I want sympathy. I want to feel safe. I want to explain why I’m not home in my little Seattle fishing village, which isn’t little anymore, which my friends and I helped make not-little before a new cycle of wealth kicked us out and welcomed people who could afford the new cute neighborhood. What am I trying to say when I explain how, while living in that old Boeing cottage, I couldn’t walk into a grocery store without clucking over a baby plant? That I bought peat pots of lemon verbena instead of clothing or art or shaving cream because growing things made me feel good about living alone? That I loved living alone? That I was miserable. I want to explain how strange it is to walk through a garden without mothering. My home is my body, some poem probably goes. No shit. To feel that way makes the road possible.
Nightingale: A Gloss

Paisley Rekdal on poetry and violation and beauty.

Perhaps the greatest desire a victim of violence has is to look, in memory, at that violence dispassionately. But remembering, the heart pounds, the body floods with adrenaline, ready to tear off into flight. For some, there is no smoothing chaos back into memory. Poetry, with its suggestion that time can be ordered through language, strains to constrain suffering. It suggests, but rarely achieves, the redress we desire. Language does not heal terror, and if it brings us closer to imagining the sufferer’s experience, this too does not necessarily make us feel greater compassion, but a desire for further sensation. If we cannot articulate pain beyond inspiring in the listener a need for revenge, we only speak of and to the body.
My Romantic Life

Mattilda Bernstein Sycamore on Seattle and San Francisco and — and — and I still hesitate to try to capture this one with anything but metaphors.

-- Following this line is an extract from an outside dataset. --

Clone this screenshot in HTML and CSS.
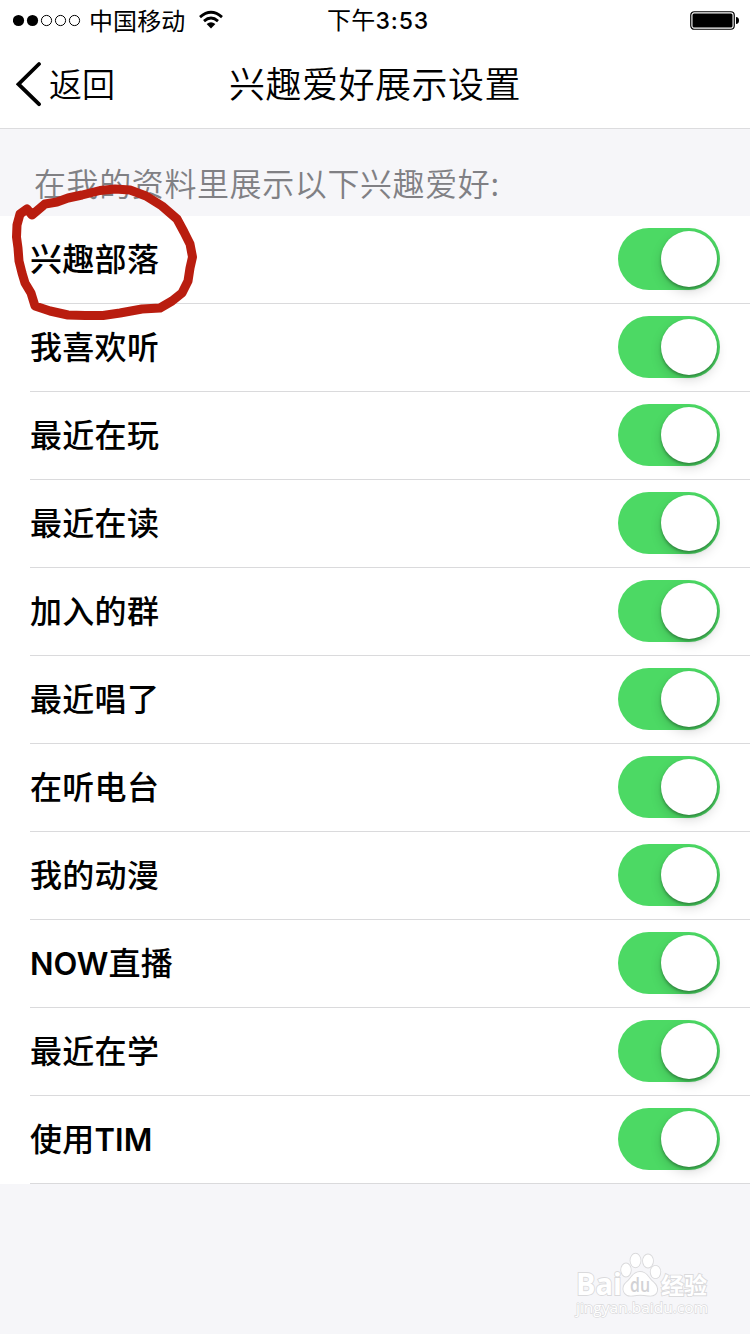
FILE: index.html
```html
<!DOCTYPE html>
<html lang="zh-CN">
<head>
<meta charset="utf-8">
<title>兴趣爱好展示设置</title>
<link rel="stylesheet" href="styles.css">
</head>
<body>
<div class="screen">
  <header class="top">
    <div class="status">
      <div class="status-left">
        <svg class="signal" width="68" height="14" viewBox="0 0 68 14">
          <circle cx="5.500" cy="6.500" r="5.6"/><circle cx="19.500" cy="6.500" r="5.6"/>
          <g fill="none" stroke="#000"><circle cx="33.500" cy="6.500" r="5.1"/><circle cx="47.500" cy="6.500" r="5.1"/><circle cx="61.500" cy="6.500" r="5.1"/></g>
        </svg>
        <span class="carrier">中国移动</span>
        <svg class="wifi" width="26" height="20" viewBox="0 0 26 20">
          <g fill="none" stroke="#000" stroke-width="2.8"><path d="M2 7.1Q13-2.5 24 7.1"/><path d="M6 11.1Q13 5 20 11.1"/></g>
          <path d="M8.6 14Q13 10.6 17.4 14L13 18.6Z"/>
        </svg>
      </div>
      <span class="time">下午<b>3:53</b></span>
      <svg class="battery" width="50" height="19" viewBox="0 0 50 19">
        <rect x=".75" y=".75" width="43.5" height="17.5" rx="3.5" fill="none" stroke="#000" stroke-width="1.2"/>
        <rect x="2.5" y="2.5" width="40" height="14" rx="1.5"/>
        <path d="M46 6Q49 6.4 49 9.5T46 13Z"/>
      </svg>
    </div>
    <nav class="nav">
      <a class="back"><svg width="26" height="46" viewBox="0 0 26 46"><path d="M23 3 2.5 23.2 23 43.2" fill="none" stroke="#000" stroke-width="3.8" stroke-linecap="round" stroke-linejoin="miter"/></svg><span>返回</span></a>
      <h1 class="title">兴趣爱好展示设置</h1>
    </nav>
  </header>
  <p class="caption">在我的资料里展示以下兴趣爱好:</p>
  <main class="list">
    <div class="row"><span>兴趣部落</span><i class="switch"></i></div>
    <div class="row"><span>我喜欢听</span><i class="switch"></i></div>
    <div class="row"><span>最近在玩</span><i class="switch"></i></div>
    <div class="row"><span>最近在读</span><i class="switch"></i></div>
    <div class="row"><span>加入的群</span><i class="switch"></i></div>
    <div class="row"><span>最近唱了</span><i class="switch"></i></div>
    <div class="row"><span>在听电台</span><i class="switch"></i></div>
    <div class="row"><span>我的动漫</span><i class="switch"></i></div>
    <div class="row"><span><b class="latin">NOW</b>直播</span><i class="switch"></i></div>
    <div class="row"><span>最近在学</span><i class="switch"></i></div>
    <div class="row"><span>使用<b class="latin">TIM</b></span><i class="switch"></i></div>
  </main>
  <svg class="marker" width="200" height="150" viewBox="0 180 200 150">
    <path d="M32 215L27 209L20 214L17 225L16.500 237L18 248L19 261L22 273L25 283L31 293L35 306L50 311L68 315L85 315.500L103 315.500L120 313L142 309L160 308L172 301L182 293L188 281L190 268L192.500 257L190 244L184 232L177 219L162 206L146 196L130 190L115 189L100 190.500L82 195L68 198L57 202L45 204Z" fill="none" stroke="#b91d0f" stroke-width="9" stroke-linecap="round" stroke-linejoin="round"/>
  </svg>
  <svg class="watermark" width="150" height="76" viewBox="570 1248 150 76">
    <g fill="#fff" stroke="#dadadc" stroke-width="1.8" paint-order="stroke">
      <text class="wm-brand" x="576" y="1295" textLength="46" lengthAdjust="spacingAndGlyphs">Bai</text>
      <ellipse cx="626" cy="1270" rx="4.8" ry="6.5"/><ellipse cx="635.5" cy="1260.5" rx="5" ry="6.8"/><ellipse cx="648" cy="1261" rx="5" ry="6.5"/><ellipse cx="655.5" cy="1272" rx="4.8" ry="6.2"/>
      <path d="M640 1272C633 1272 631 1279 627 1282C620 1288 624 1297 633 1295.500Q640 1294 648 1295.500C658 1297 660 1288 653 1282C648 1278 647 1272 640 1272Z"/>
      <text class="wm-cn" x="661" y="1294" textLength="46" lengthAdjust="spacingAndGlyphs">经验</text>
      <text class="wm-url" x="576" y="1313" textLength="132" lengthAdjust="spacingAndGlyphs">jingyan.baidu.com</text>
    </g>
    <text class="wm-du" x="630" y="1292" textLength="20" lengthAdjust="spacingAndGlyphs">du</text>
  </svg>
</div>
</body>
</html>
```
FILE: styles.css
```css
* { box-sizing: border-box; }
body { margin: 0; background: #f6f6f9; font-family: "Noto Sans CJK SC", sans-serif; color: #000; }
.screen { position: relative; width: 750px; height: 1334px; overflow: hidden; background: #f6f6f9; }
.top { height: 129px; background: #fff; border-bottom: 1px solid #dcdcde; }
.status { height: 40px; padding: 0 10px 0 13px; display: grid; grid-template-columns: 1fr auto 1fr; align-items: center; }
.status-left { display: flex; align-items: center; }
.carrier { margin: 0 13px 0 8px; padding-bottom: 3px; font-size: 24px; line-height: 37px; letter-spacing: .1px; font-weight: 400; }
.wifi { margin-top: -1px; }
.time { padding: 0 0 1px 3px; font-size: 24px; line-height: 38px; letter-spacing: .3px; }
.time b { font: 500 23px/38px Inter, sans-serif; letter-spacing: .9px; }
.battery { justify-self: end; margin-top: -1px; }
.nav { height: 88px; padding: 0 16px; display: grid; grid-template-columns: 1fr auto 1fr; align-items: center; }
.back { display: flex; align-items: center; gap: 7px; font-size: 33px; line-height: 86px; font-weight: 350; }
.back span { padding-bottom: 2px; }
.title { margin: 0; padding-bottom: 3px; font-size: 36px; line-height: 85px; font-weight: 350; letter-spacing: .5px; }
.caption { margin: 0; height: 87px; padding: 30px 0 0 34px; font-size: 32px; line-height: 46px; font-weight: 350; letter-spacing: .6px; color: #808084; }
.list { background: #fff; padding-left: 30px; }
.row { height: 88px; padding: 0 30px 1px 0; border-bottom: 1px solid #dadadc; display: flex; align-items: center; justify-content: space-between; font-size: 32px; font-weight: 500; letter-spacing: .3px; }
.row span { padding-bottom: 5px; }
.latin { font: 600 31px/1 Inter, sans-serif; letter-spacing: 0; }
.switch { width: 102px; height: 62px; padding: 3px; border-radius: 31px; background: #4cd964; display: flex; justify-content: flex-end; }
.switch::after { content: ""; width: 56px; height: 56px; border-radius: 50%; background: #fff; box-shadow: 0 5px 12px rgba(0,0,0,.15), 0 2px 3px rgba(0,0,0,.3); }
.marker { position: absolute; left: 0; top: 180px; }
.watermark { position: absolute; left: 570px; top: 1248px; }
.wm-brand { font: 700 31px "Open Sans", sans-serif; }
.wm-cn { font: 700 23px "Noto Sans CJK SC", sans-serif; }
.wm-url { font: 400 15px "Open Sans", sans-serif; stroke-width: 1.3px; }
.wm-du { font: 600 19px "Open Sans", sans-serif; fill: #d2d2d5; }
```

The second time I did porn it was with Zee, when we were boyfriends, and I’d just remembered I was sexually abused, so I was taking a break from sex, but then Zee called me to do the video because his costar showed up too tweaked out — I did it because I needed the money, but then Zee got upset when I couldn’t come, and I felt like a broken toy. Which is how I’d felt with my father. When I walked out into the sun after that first video shoot I just felt totally lost, like I didn’t even know where I was and why was it so hot out, maybe that’s why I felt so dazed.
Hello, Goodbye

Jessica Mooney on saying goodbye.

I don’t know how to say what I mean. As a kid, I mixed up the words for things. Cat, I’d say, pointing at an alarm clock. Taxonomy remains mysterious. Walking around my neighborhood, I don’t know the names of things. Sinister witch-fingered bramble. Orange thing I want to call persimmon. The part of the foot that keeps me upright. The sinewy blue veins under the tongue. How do I not know the basic recipe for standing and speaking?

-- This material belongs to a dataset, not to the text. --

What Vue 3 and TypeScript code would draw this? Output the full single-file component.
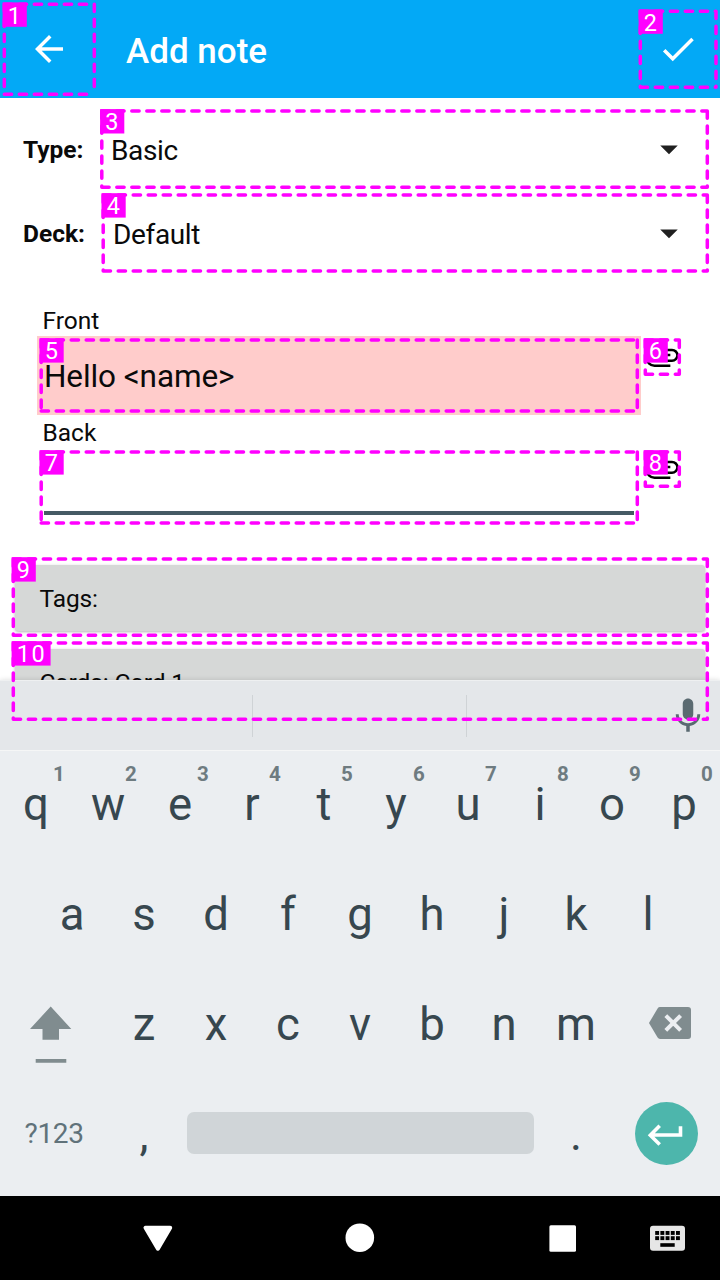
<script setup lang="ts">
interface Mark { n: number; x1: number; y1: number; x2: number; y2: number }
interface Key { label: string; hint: string }

const spinners = [
  { label: 'Type:', value: 'Basic', cls: 'type' },
  { label: 'Deck:', value: 'Default', cls: 'deck' },
]
const fields = [
  { name: 'Front', value: 'Hello <name>', duplicate: true },
  { name: 'Back', value: '', duplicate: false },
]
const topKeys: Key[] = 'qwertyuiop'.split('').map((label, i) => ({ label, hint: String((i + 1) % 10) }))
const homeKeys = 'asdfghjkl'.split('')
const lowKeys = 'zxcvbnm'.split('')
const dots = [0, 1, 2, 3, 4]

const marks: Mark[] = [
  { n: 1, x1: 4.3, y1: 4.3, x2: 94.3, y2: 94.3 },
  { n: 2, x1: 640.3, y1: 11.3, x2: 716, y2: 87.3 },
  { n: 3, x1: 101.8, y1: 111, x2: 707.3, y2: 187.3 },
  { n: 4, x1: 103.2, y1: 195.1, x2: 707.3, y2: 271.1 },
  { n: 5, x1: 41.2, y1: 340.1, x2: 637.3, y2: 411 },
  { n: 6, x1: 645.3, y1: 340.1, x2: 679.3, y2: 374.3 },
  { n: 7, x1: 41.2, y1: 452.1, x2: 637.3, y2: 523 },
  { n: 8, x1: 645.3, y1: 452.1, x2: 679.3, y2: 486.3 },
  { n: 9, x1: 13.3, y1: 559.1, x2: 707.3, y2: 635.2 },
  { n: 10, x1: 13.3, y1: 643.1, x2: 707.3, y2: 719.2 },
]
const outline = (m: Mark): string =>
  `M${m.x1} ${m.y1}H${m.x2}M${m.x1} ${m.y1}V${m.y2}M${m.x2} ${m.y1}V${m.y2}M${m.x1} ${m.y2}H${m.x2}`
</script>

<template>
  <div class="screen">
    <header class="bar">
      <svg class="icon back" viewBox="0 0 24 24"><path d="M20 11H7.83l5.59-5.59L12 4l-8 8 8 8 1.41-1.41L7.83 13H20v-2z" /></svg>
      <h1>Add note</h1>
      <svg class="icon check" viewBox="0 0 24 24"><path d="M9 16.17L4.83 12l-1.42 1.41L9 19 21 7l-1.41-1.41z" /></svg>
    </header>

    <main class="content">
      <div v-for="s in spinners" :key="s.label" class="spinner" :class="s.cls">
        <span class="spinner-label">{{ s.label }}</span>
        <span class="spinner-value">{{ s.value }}</span>
        <svg class="caret" viewBox="0 0 24 24"><path d="M7 10l5 5 5-5z" /></svg>
      </div>

      <section class="fields">
        <div v-for="f in fields" :key="f.name" class="field">
          <div class="field-name">{{ f.name }}</div>
          <div class="field-row">
            <div class="edit" :class="{ duplicate: f.duplicate }">{{ f.value }}</div>
            <svg class="clip" viewBox="0 0 24 24"><path d="M7.5 18A5.5 5.5 0 0 1 2 12.5 5.5 5.5 0 0 1 7.5 7H18a4 4 0 0 1 4 4 4 4 0 0 1-4 4H9.500A2.500 2.500 0 0 1 7 12.500 2.500 2.500 0 0 1 9.500 10H17v1.500H9.500a1 1 0 0 0-1 1 1 1 0 0 0 1 1H18a2.500 2.500 0 0 0 2.500-2.500A2.500 2.500 0 0 0 18 8.500H7.500a4 4 0 0 0-4 4 4 4 0 0 0 4 4H17V18z" /></svg>
          </div>
        </div>
      </section>

      <div class="button">Tags:</div>
      <div class="button">Cards: Card 1</div>
    </main>

    <section class="keyboard">
      <div class="suggest">
        <span></span><span></span>
        <div class="voice">
          <svg viewBox="0 0 24 24"><path d="M12 14c1.66 0 3-1.34 3-3V5c0-1.66-1.34-3-3-3S9 3.34 9 5v6c0 1.66 1.34 3 3 3zM17.3 11c0 3-2.54 5.1-5.3 5.1S6.7 14 6.700 11H5c0 3.410 2.720 6.230 6 6.720V21h2v-3.280c3.280-.48 6-3.300 6-6.720h-1.700z" /></svg>
        </div>
      </div>
      <div class="keys">
        <div v-for="k in topKeys" :key="k.label" class="key">{{ k.label }}<span class="hint">{{ k.hint }}</span></div>
      </div>
      <div class="keys home">
        <div v-for="k in homeKeys" :key="k" class="key">{{ k }}</div>
      </div>
      <div class="keys">
        <div class="wide">
          <svg class="shift" viewBox="0 0 42 57"><path d="M20.7 .5L41.3 23H29V33.7H12.5V23H0zM5.7 53H36.3v3.7H5.7z" /></svg>
        </div>
        <div v-for="k in lowKeys" :key="k" class="key">{{ k }}</div>
        <div class="wide">
          <svg class="delete" viewBox="0 0 42 32"><path class="fill" d="M11 0H39a3 3 0 0 1 3 3V29a3 3 0 0 1-3 3H11Q9.5 32 8.6 30.6L0 16 8.6 1.4Q9.5 0 11 0z" /><path class="cross" d="M16.8 8.6L31.6 23.4M31.6 8.6L16.8 23.4" /></svg>
        </div>
      </div>
      <div class="keys last">
        <div class="wide symbols">?123</div>
        <div class="key">,</div>
        <div class="space-key"><div class="space"></div></div>
        <div class="key">.</div>
        <div class="wide">
          <svg class="enter" viewBox="0 0 63 63"><circle cx="31.5" cy="31.5" r="31.5" /><path d="M45.5 24.2V33H15.500M24.700 23.800L15.300 33.200L24.700 42.600" /></svg>
        </div>
      </div>
    </section>

    <nav class="nav">
      <svg viewBox="0 0 720 84">
        <path class="tri" d="M145.5 31.8H170.2L157.9 52.7z" />
        <circle cx="359.8" cy="41.7" r="14.3" />
        <rect x="549.4" y="29.2" width="26.6" height="26.6" rx="1.5" />
        <g class="ime">
          <rect x="650" y="29.7" width="35" height="25" rx="3" />
          <g class="ime-keys">
            <template v-for="d in dots" :key="d">
              <rect :x="655.2 + d * 5.2" y="35" width="3.9" height="3.9" />
              <rect :x="655.2 + d * 5.2" y="40.2" width="3.9" height="3.9" />
            </template>
            <rect x="660.3" y="47.2" width="14.4" height="3.6" />
          </g>
        </g>
      </svg>
    </nav>

    <svg class="marks" viewBox="0 0 720 1280">
      <g v-for="m in marks" :key="m.n">
        <path class="outline" :d="outline(m)" />
        <rect class="tag" :x="m.x1 - 1.7" :y="m.y1 - 1.9" :width="m.n > 9 ? 39 : 24.2" height="24.4" />
        <text :x="m.x1 + 3.5" :y="m.y1 + 19.2">{{ m.n }}</text>
      </g>
    </svg>
  </div>
</template>

<style>
body { margin: 0; overflow: hidden; }
</style>

<style scoped>
.screen {
  position: relative;
  width: 720px;
  height: 1280px;
  display: flex;
  flex-direction: column;
  overflow: hidden;
  background: #fff;
  color: #0a0a0a;
  font-family: Roboto, "Liberation Sans", sans-serif;
}
svg { display: block; flex: none; }
.bar {
  flex: none;
  height: 98px;
  box-sizing: border-box;
  display: flex;
  align-items: center;
  padding: 0 21px 0 28px;
  background: #03a9f6;
  color: #fff;
}
.icon { width: 42px; height: 42px; fill: #fff; }
h1 {
  margin: 5px auto 0 56px;
  font-size: 35px;
  line-height: 44px;
  font-weight: 500;
}
.content {
  flex: none;
  height: 582px;
  box-sizing: border-box;
  padding-top: 10px;
  overflow: hidden;
}
.spinner {
  height: 84px;
  display: flex;
  align-items: center;
  padding: 0 30px 0 23px;
}
.spinner-label { font-size: 24.5px; font-weight: 700; width: 88px; margin-top: -2px; }
.deck .spinner-label { width: 90px; }
.spinner-value { flex: 1; font-size: 28px; letter-spacing: -.35px; }
.caret { width: 42px; height: 42px; margin-top: -3px; fill: #202020; }
.fields { padding: 28px 0 0 37px; height: 261px; }
.field { height: 112px; }
.field-name { height: 32px; line-height: 34px; padding-left: 5.5px; font-size: 24.5px; }
.field-row { display: flex; }
.edit {
  width: 604px;
  height: 79px;
  box-sizing: border-box;
  padding-left: 7px;
  font-size: 31.5px;
  line-height: 81px;
  letter-spacing: -.1px;
  white-space: pre;
}
.duplicate { background: #ffcccb; }
.edit:not(.duplicate)::after {
  content: "";
  display: block;
  width: 590px;
  height: 4px;
  margin-top: 63px;
  background: #455a64;
}
.clip { width: 40px; height: 40px; margin: 1px 0 0 1px; fill: #000; }
.button {
  height: 66px;
  width: 690px;
  box-sizing: border-box;
  margin: 0 0 18px 15px;
  padding-left: 24.5px;
  border-radius: 3.5px;
  background: #d6d8d7;
  box-shadow: 0 1px 3px rgba(0, 0, 0, .3);
  font-size: 24.5px;
  line-height: 67px;
  letter-spacing: -.1px;
}
.keyboard {
  flex: none;
  height: 516px;
  background: #ebeef1;
  box-shadow: 0 0 5px rgba(0, 0, 0, .14);
  z-index: 1;
}
.suggest {
  height: 71px;
  margin-bottom: -1px;
  box-sizing: border-box;
  display: flex;
  align-items: center;
  padding-top: 1px;
  background: #e4e7ea;
  border-top: 1px solid #eef0f1;
  border-bottom: 1px solid #f5f6f6;
}
.suggest span { width: 252px; height: 42px; border-right: 1.5px solid #cfd3d6; box-sizing: content-box; }
.suggest span + span { width: 213px; }
.voice { margin-left: auto; margin-right: 11px; }
.voice svg { width: 42px; height: 42px; fill: #5a6a71; }
.keys { display: flex; height: 110px; }
.home { padding: 0 36px; }
.key {
  position: relative;
  width: 72px;
  text-align: center;
  font-size: 45.5px;
  line-height: 109px;
  color: #37474f;
}
.hint {
  position: absolute;
  right: 0;
  top: 11px;
  width: 26px;
  font-size: 20.5px;
  line-height: 27px;
  font-weight: 700;
  color: #6e7b80;
}
.wide { width: 108px; display: flex; align-items: flex-start; }
.shift { width: 42px; height: 57px; margin: 36px 0 0 30px; fill: #808c8f; }
.delete { width: 42px; height: 32px; margin: 37px 0 0 36.7px; }
.delete .fill { fill: #808c8f; }
.cross { stroke: #ebeef1; stroke-width: 4; }
.symbols {
  box-sizing: border-box;
  padding-left: 24.5px;
  font-size: 28px;
  line-height: 108px;
  letter-spacing: -.3px;
  color: #60727a;
}
.space-key { width: 360px; padding: 32px 6.500px; box-sizing: border-box; }
.space { height: 42px; border-radius: 7px; background: #d0d5d8; }
.enter { width: 63px; height: 63px; margin: 21.7px 0 0 22.8px; }
.enter circle { fill: #4db6ac; }
.enter path { fill: none; stroke: #fff; stroke-width: 3.6; }
.nav { flex: none; height: 84px; background: #000; z-index: 1; }
.nav svg { width: 720px; height: 84px; fill: #fff; }
.tri { stroke: #fff; stroke-width: 4; stroke-linejoin: round; }
.ime { fill: #e6e6e6; }
.ime-keys { fill: #000; }
.marks { position: absolute; inset: 0; width: 720px; height: 1280px; z-index: 2; }
.outline {
  fill: none;
  stroke: #f0f;
  stroke-width: 3.5;
  stroke-linecap: round;
  stroke-dasharray: 7.3 7.7;
}
.tag { fill: #f0f; }
.marks text { font-size: 23.5px; letter-spacing: 1.5px; fill: #fff; }
</style>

I love you. I wonder if I hear the words in the same place I hold my missing father. My brain’s translation: goodbye, goodbye, goodbye.

The Loneliness of Donald Trump

Rebecca Solnit on the story Donald Trump is living inside.

He was supposed to be a great maker of things, but he was mostly a breaker. He acquired buildings and women and enterprises and treated them all alike, promoting and deserting them, running into bankruptcies and divorces, treading on lawsuits the way a lumberjack of old walked across the logs floating on their way to the mill, but as long as he moved in his underworld of dealmakers the rules were wobbly and the enforcement was wobblier and he could stay afloat. But his appetite was endless, and he wanted more, and he gambled to become the most powerful man in the world, and won, careless of what he wished for.
Twenty-Six Notes on Cannibalism

Anca Szilágyi on Goya and cruelty and art.

That giant, lit by the moon, looks over his shoulder somewhat upward, lonesome.
On Being Driven

Hugo House's newest prose writer in residence, Kristen Millares Young, on the weapon of history.

I worried about going to jail on this island, where he would know everyone watching over me inside. Worried even about stepping into the building to make a report. And what would I have said? That we had a dangerous conversation. That he left bruises on my mind.

That I cursed him. That I cursed him, and he believed it. That I cursed his family, threatened to rain down destruction on their black bodies, invoked centuries of white oppression, and he believed me because he lived that truth.

That I would do it again, and again, and again, just as he hoped to do me.

Night Life

Amy Liptrot on what survival requires for birds, and people.

I keep stopping at places where I heard a male calling last year but I hear nothing. In recent years, there has been a slow and steady upwards trend in numbers, and the RSPB’s Corncrake Initiative was a success story. But this year has been very disappointing: the number of verified male corncrakes calling in Orkney dropped from 32 to just 14. Back in the office, sleep-deprived, I fill in zeroes in my spreadsheets. I am depressed about corncrakes. Somehow it is as if my fate becomes intertwined with that of the bird. I’m trying to cling onto a normal life and stay sober. They are clinging on to existence.
Slow Pan

Bryan Washington on finding yourself in the stories on screen.

The audacity required to ask if we need another gay movie, if we need any more gay movies, transcends thinking altogether. It is a thoughtless question. You only ask it if you’ve seen yourself so ingrained into the culture, into the fabric of the world, that your absence from those seams is unthinkable. You only ask that question if you’ve never been repulsed by yourself, or the idea that anyone like you, anywhere, could be happy. You only ask that question if you don’t know what it means to feel like the only person on the planet.